I don’t know who the interviewer is who is mentioned in this story but he exposes Dick Blumenthal for exactly the toad that he is. Great job.

Beck interviewed Connecticut Attorney General Richard Blumenthal on his March 30 broadcast. But, the radio and TV host took the opportunity to tell Blumenthal what he thought of his investigation into the bonuses received by American International Group (AIG) executives – whose company received federal bailout money.

“Look, you know what you have done, know what you have done?” Beck said. “You have – you are an insult to George Washington, sir. George Washington made it very clear that we are a respecter of laws, not of men.
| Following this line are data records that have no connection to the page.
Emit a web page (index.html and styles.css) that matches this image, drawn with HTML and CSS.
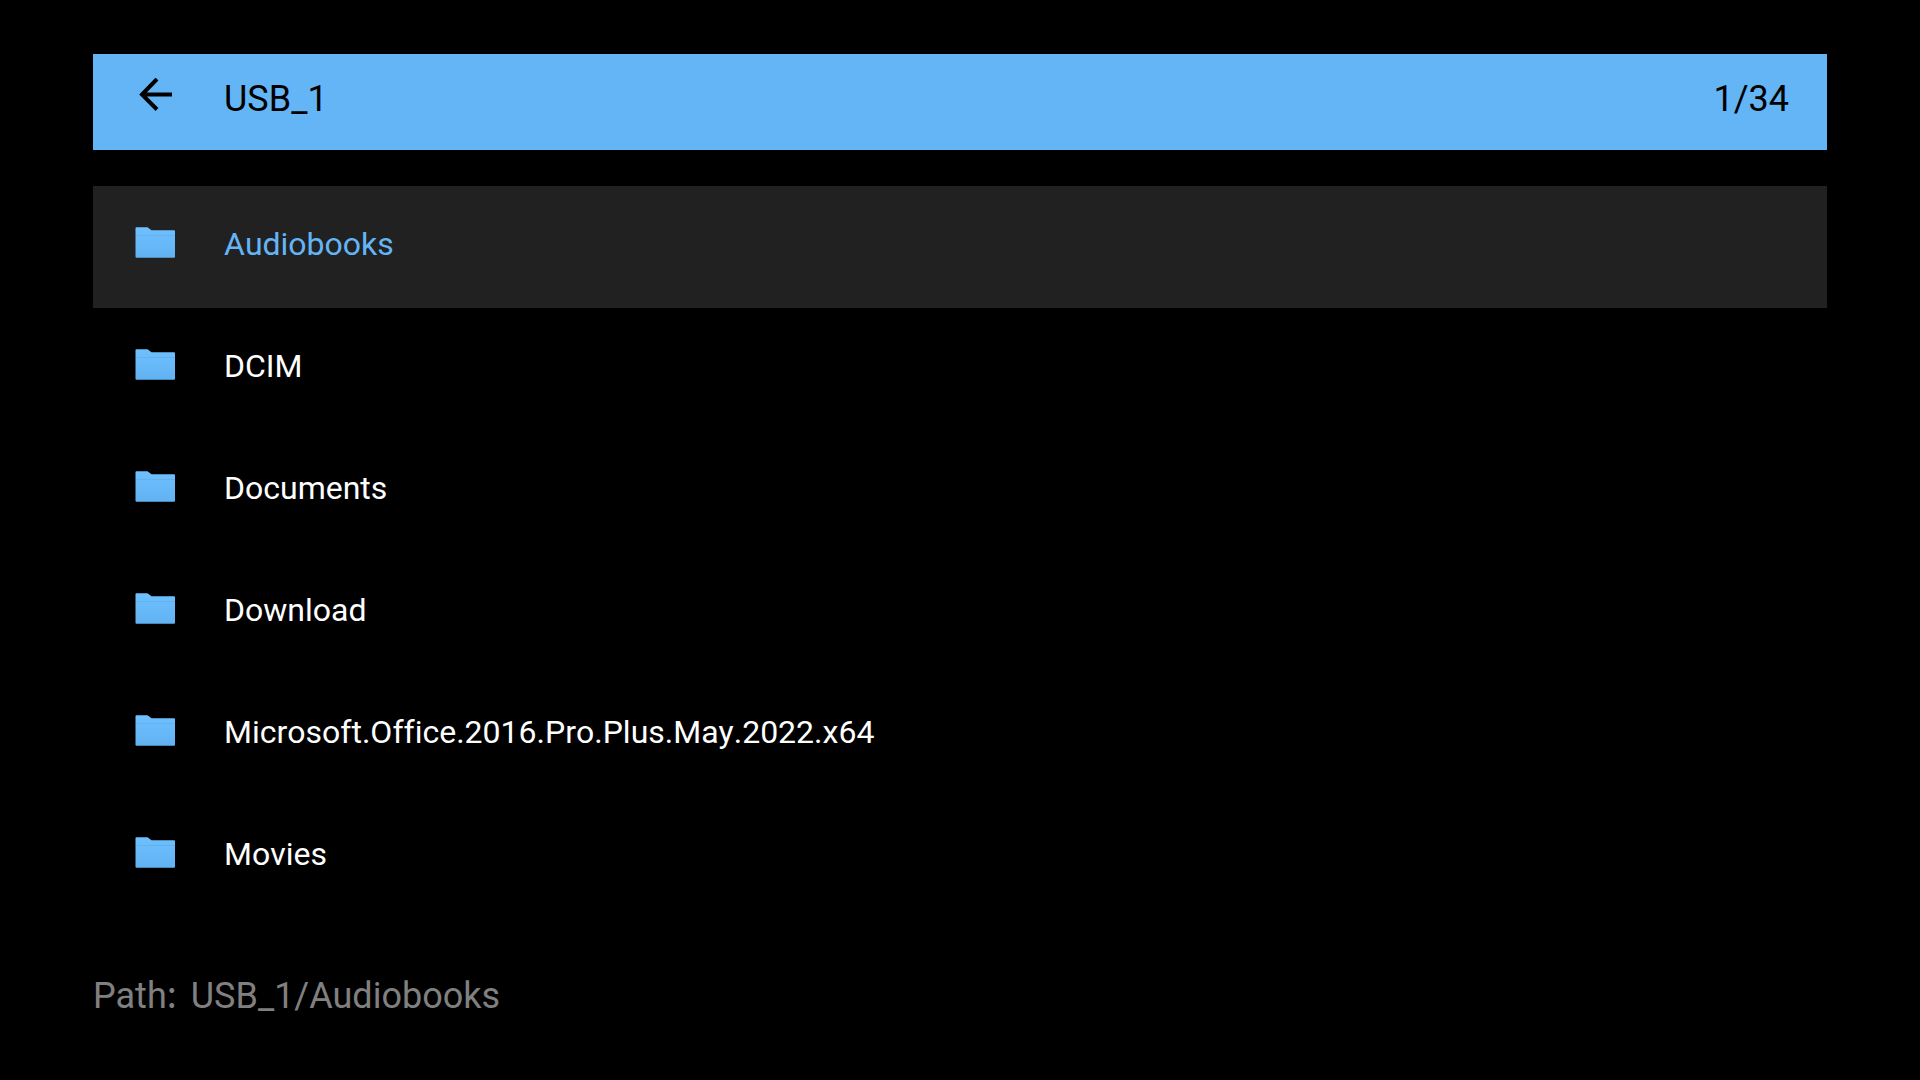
FILE: index.html
```html
<!DOCTYPE html>
<html lang="en">
<head>
<meta charset="utf-8">
<title>USB_1</title>
<link rel="stylesheet" href="styles.css">
</head>
<body>
<svg class="defs" aria-hidden="true">
  <defs>
    <linearGradient id="fill" x1="0" y1="0" x2="0" y2="1">
      <stop offset="0" stop-color="#6ec0ff"/>
      <stop offset="1" stop-color="#60b2f2"/>
    </linearGradient>
    <symbol id="folder" viewBox="0 0 40 32">
      <path fill="url(#fill)" d="M1.500 .3h11l4 3h22.500q1 0 1 1v25.500q0 1-1 1H1.500q-1 0-1-1V1.300q0-1 1-1z"/>
      <path fill="#62b2f2" d="M1 8h39v1H1z"/>
    </symbol>
  </defs>
</svg>
<main class="browser">
  <header class="bar">
    <button class="back" aria-label="Back">
      <svg class="arrow" viewBox="0 0 34 34"><path d="M19 1 4 16.500l15 15M4 16.500h30"/></svg>
    </button>
    <h1 class="title">USB_1</h1>
    <span class="count">1/34</span>
  </header>
  <nav class="list">
    <a class="row selected" href="#"><svg class="folder"><use href="#folder"/></svg><span class="name">Audiobooks</span></a>
    <a class="row" href="#"><svg class="folder"><use href="#folder"/></svg><span class="name">DCIM</span></a>
    <a class="row" href="#"><svg class="folder"><use href="#folder"/></svg><span class="name">Documents</span></a>
    <a class="row" href="#"><svg class="folder"><use href="#folder"/></svg><span class="name">Download</span></a>
    <a class="row" href="#"><svg class="folder"><use href="#folder"/></svg><span class="name">Microsoft.Office.2016.Pro.Plus.May.2022.x64</span></a>
    <a class="row" href="#"><svg class="folder"><use href="#folder"/></svg><span class="name">Movies</span></a>
  </nav>
  <footer class="path"><span>Path<span class="colon">:</span></span><span>USB_1/Audiobooks</span></footer>
</main>
</body>
</html>
```
FILE: styles.css
```css
* { box-sizing: border-box; }
body { margin: 0; background: #000; color: #fff; font-family: Roboto, sans-serif; }
.defs { display: block; width: 0; height: 0; }
.browser { padding: 54px 93px; }
.bar { display: flex; align-items: flex-start; min-height: 96px; padding: 24px 38px 0 42px; background: #64b5f6; color: #000; }
.back { display: flex; justify-content: center; width: 40px; padding: 0; border: 0; background: none; color: inherit; }
.arrow { width: 34px; height: 34px; fill: none; stroke: currentColor; stroke-width: 4; }
.title { flex: 1; margin: 0 0 0 49px; font-size: 36px; line-height: 42px; font-weight: 400; }
.count { font-size: 36px; line-height: 42px; }
.list { margin-top: 36px; }
.row { display: flex; align-items: center; gap: 49px; min-height: 122px; padding: 0 42px 8px; color: #fff; font-size: 32px; line-height: 40px; text-decoration: none; font-kerning: none; font-variant-ligatures: none; }
.name { padding-top: 2px; }
.selected { background: #212121; color: #64b5f6; }
.folder { width: 40px; height: 32px; }
.path { display: flex; align-items: baseline; gap: 14px; margin-top: 56px; color: #808080; font-size: 36px; line-height: 42px; }
.colon { font-family: "Noto Sans CJK SC", sans-serif; line-height: 1; }
```
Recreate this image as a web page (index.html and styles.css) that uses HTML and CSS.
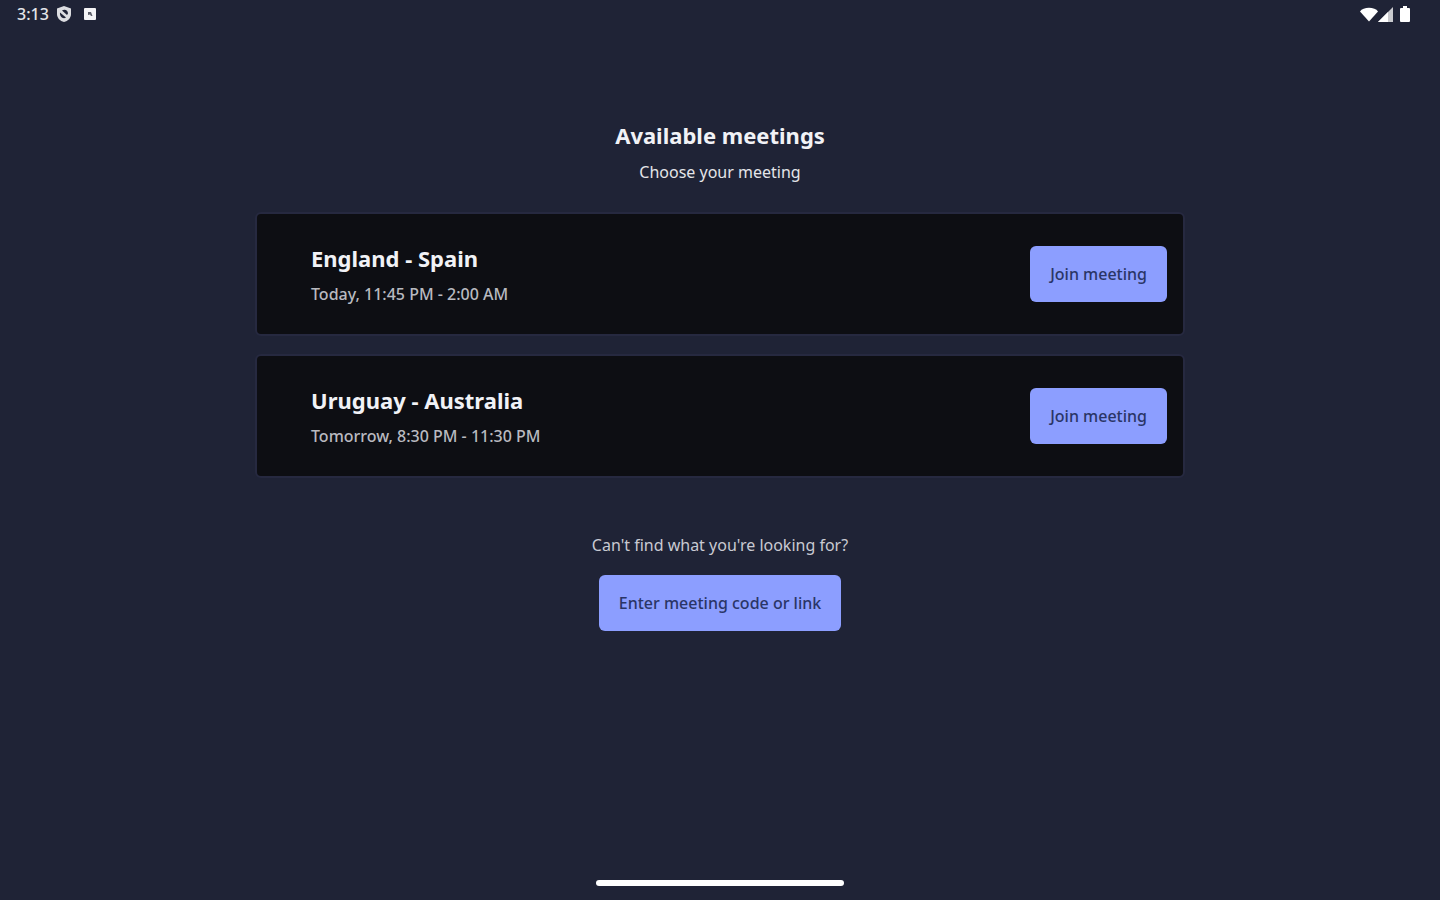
FILE: index.html
```html
<!DOCTYPE html>
<html lang="en">
<head>
  <meta charset="utf-8">
  <title>Available meetings</title>
  <meta name="viewport" content="width=device-width, initial-scale=1">
  <link rel="stylesheet" href="styles.css">
</head>
<body>
  <header class="status-bar">
    <div class="status-left">
      <span class="clock">3:13</span>
      <svg class="icon-shield" width="14" height="16" viewBox="0 0 14 16">
        <path d="M7 0 L14 2.500 V8 C14 12 11 15 7 16 C3 15 0 12 0 8 V2.500 Z" fill="#dcdde1"/>
        <path d="M5 4.500 C8 2.500 11 4.500 11 7.500 L10 9 Z M3 6.500 L9 11.500 C6 13.500 2.500 10.500 3 6.500 Z" fill="#1f2336"/>
      </svg>
      <svg class="icon-app" width="12" height="12" viewBox="0 0 12 12">
        <rect width="12" height="12" rx="1" fill="#f4f4f6"/>
        <path d="M4 4 H7 L8.500 8 H7 L6 6.500 L4 7 Z" fill="#5c5e69"/>
      </svg>
    </div>
    <div class="status-right">
      <svg width="18" height="15" viewBox="0 0 18 15">
        <path d="M0 4.500 C3 -0.500 15 -0.500 18 4.500 L9 14.500 Z" fill="#fff"/>
      </svg>
      <svg width="15" height="15" viewBox="0 0 15 15">
        <path d="M15 0 V15 H0 Z" fill="#c9cace"/>
        <path d="M10 5 V15 H0 Z" fill="#fff"/>
      </svg>
      <svg class="icon-battery" width="10" height="16" viewBox="0 0 10 16">
        <path d="M3 0 H7 V2 H9 Q10 2 10 3 V15 Q10 16 9 16 H1 Q0 16 0 15 V3 Q0 2 1 2 H3 Z" fill="#fff"/>
      </svg>
    </div>
  </header>

  <main class="content">
    <h1 class="title">Available meetings</h1>
    <p class="subtitle">Choose your meeting</p>

    <ul class="meetings">
      <li class="meeting">
        <div class="meeting-info">
          <h2 class="meeting-name">England - Spain</h2>
          <p class="meeting-time">Today, 11:45 PM - 2:00 AM</p>
        </div>
        <button class="btn" type="button">Join meeting</button>
      </li>
      <li class="meeting">
        <div class="meeting-info">
          <h2 class="meeting-name">Uruguay - Australia</h2>
          <p class="meeting-time">Tomorrow, 8:30 PM - 11:30 PM</p>
        </div>
        <button class="btn" type="button">Join meeting</button>
      </li>
    </ul>

    <p class="hint">Can't find what you're looking for?</p>
    <button class="btn" type="button">Enter meeting code or link</button>
  </main>

  <footer class="nav-bar"><div class="nav-handle"></div></footer>
</body>
</html>
```

FILE: styles.css
```css
* { box-sizing: border-box; }

body {
  margin: 0;
  min-height: 100vh;
  display: flex;
  flex-direction: column;
  background: #1f2336;
  color: #f1f2f6;
  font-family: "Noto Sans", sans-serif;
}

h1, h2, p, ul { margin: 0; padding: 0; }

/* status bar */
.status-bar {
  display: flex;
  justify-content: space-between;
  align-items: center;
  height: 28px;
  padding: 0 30px 0 17px;
}
.status-left, .status-right { display: flex; align-items: center; }
.clock { font-size: 16px; line-height: 24px; font-weight: 500; color: #e4e5e9; }
.icon-shield { margin-left: 8px; }
.icon-app { margin-left: 13px; }
.icon-battery { margin-left: 7px; }

/* meetings */
.content {
  flex: 1;
  display: flex;
  flex-direction: column;
  align-items: center;
  width: 100%;
  max-width: 962px;
  margin: 0 auto;
  padding: 91px 16px 0;
}
.title, .meeting-name { font-size: 22px; line-height: 32px; font-weight: 700; }
.subtitle, .meeting-time, .hint { font-size: 16px; line-height: 24px; font-weight: 500; }
.subtitle { margin-top: 9px; font-weight: 400; color: #e4e5e9; }

.meetings {
  display: flex;
  flex-direction: column;
  gap: 18px;
  width: 100%;
  margin-top: 28px;
  list-style: none;
}
.meeting {
  display: flex;
  justify-content: space-between;
  align-items: center;
  padding: 28px 16px 28px 54px;
  background: #0d0e13;
  border: 2px solid #262940;
  border-radius: 6px;
}
.meeting-time { margin-top: 8px; color: #b9bac0; }

.btn {
  height: 56px;
  padding: 0 20px;
  border: 0;
  border-radius: 6px;
  background: #8c9eff;
  color: #2a3566;
  font-family: inherit;
  font-size: 16px;
  line-height: 24px;
  font-weight: 500;
  cursor: pointer;
}
.btn:hover { background: #9dacff; }

.hint { margin: 55px 0 18px; font-weight: 400; color: #c9cad2; }

/* gesture handle */
.nav-bar { display: flex; justify-content: center; padding-bottom: 14px; }
.nav-handle { width: 248px; height: 6px; border-radius: 3px; background: #fff; }
```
For your own political gain, you have decided to go after these people at AIG because it is a popular thing.”

“And while I may agree with you that it is obscene, I would like to know, is not what’s right as a rule of thumb – not what makes us feel good,” Beck continued. “You, sir, are to protect people and, and to stand for the law in Connecticut, so, again, I ask you, sir – what law gave you the right to go after them? What law did they break?”

Blumenthal claimed the AIG executives were “undeserving” of the bonuses. Blumenthal also pointed out the bonuses paid out were to increase next year. However, Beck pressed Blumenthal on the legality of that and Blumenthal came up blank in this exchange:

BECK: Is that against the law?

BLUMENTHAL: Well, it is against public policy. And it is unsanctioned by law.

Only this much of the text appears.